In O'Halloran,[15] Spigelman CJ, with whom Priestley and Meagher JJA agreed, approved this passage from the same speech:
“If specific restitution of the trust property is not possible, then the liability of the trustee is to pay sufficient compensation to the trust estate to put it back to what it would have been had the breach not been committed. … Even if the immediate cause of the loss is the dishonesty or failure of a third party, the trustee is liable to make good that loss to the trust estate if, but for the breach, such loss would not have occurred. … Thus the common law rules of remoteness of damage and causation do not apply.

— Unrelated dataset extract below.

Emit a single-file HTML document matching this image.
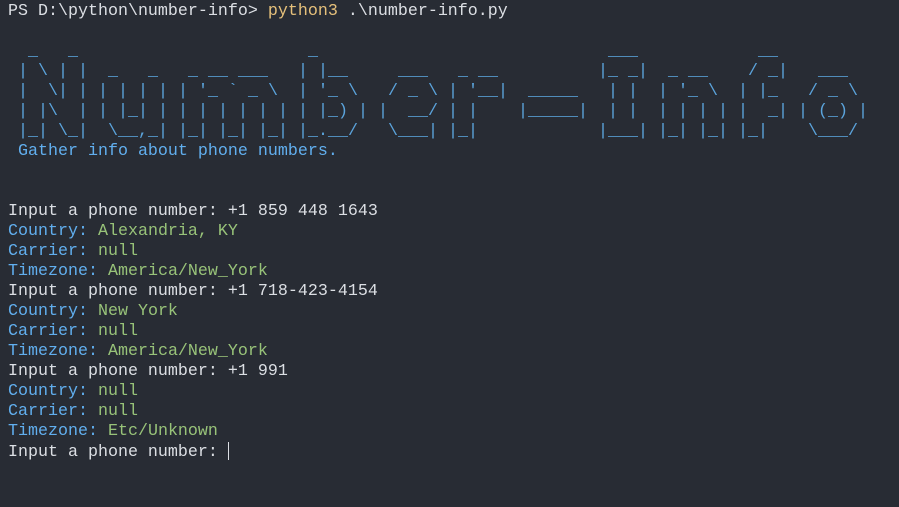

However, there does have to be some causal connection between the breach of trust and the loss to the trust estate for which compensation is recoverable viz. the fact that the loss would not have occurred but for the breach.”[16]
- In Mantonella, a solicitor was found to have acted in breach of fiduciary duty by failing to obtain the informed consent of the plaintiff to act also for the other side in the transaction. But because that probably had had no effect on the client’s decision to proceed with the transaction (for which he had already signed a contract), Muir JA said that there was no loss “which, using hindsight and commonsense [could] be said to have been caused by the breach”.[17]
- In AMP Services Ltd v Manning,[18] the plaintiffs sought equitable compensation for breaches of fiduciary duty in circumstances, like the present, where the defendant had left their business to go to a competing business to which many clients followed. Having held that the defendants had breached their duty, Finkelstein J said:
“[64][…] The critical question to determine is in what position would [the plaintiff] have been had [the defendant] not breached her equitable obligation – that is to say, what actual loss was suffered by [the plaintiff] due to the breach?
[65] [The plaintiff] argues (or its argument assumes) that, absent the breach of duty by Ms Manning, it would have retained its clients or could at least have taken steps to convince them to say [sic]. Hence it claims that it is entitled to the full ‘value’ of each lost client.
[66]To accept [the plaintiff’s] argument is to accept the notion that a fiduciary breach effectively ‘stops the clock’ at the time of breach for the purpose of determining what actual loss was suffered by a party and what the party’s ultimate ‘position’ would have been. This line of reasoning was rejected by the House of Lords in Target Holdings Ltd v Redferns (a firm) [1996] 1 AC 421. There, Lord Browne-Wilkinson said (at 439):
‘Equitable compensation for breach of trust is designed to achieve exactly what the word compensation suggests: to make good a loss in fact suffered by the beneficiaries and which, using hindsight and common sense, can be seen to have been caused by the breach.’
See also Re Dawson [1966] 2 NSWR 211; Canson Enterprises Ltd v Boughton & Co. (1991) 85 DLR (4th) 129; O'Halloran v RT Thomas & Family Pty Ltd (1998) 45 NSWLR 262; Southern Real Estate Pty Ltd v Dellow & Arnold (2003) 87 SASR 1. The cases make clear that the court must take advantage of the ‘full benefit of hindsight’ to ensure that ‘the losses made good are only those which, on a common sense view of causation, were caused by the breach’: Canson Enterprises Ltd v Boughton & Co. (1991) 85 DLR (4th) 129, 163.
[67]Here common sense requires me to take note of the fact that each client lost to [the plaintiff] made an independent decision to follow Ms Manning. This was inevitable given the close relationship between Ms Manning and her clients. Indeed, had Ms Manning waited out the notice period before speaking with her clients, I am sure that most would have followed her just as they had followed her from PwC.”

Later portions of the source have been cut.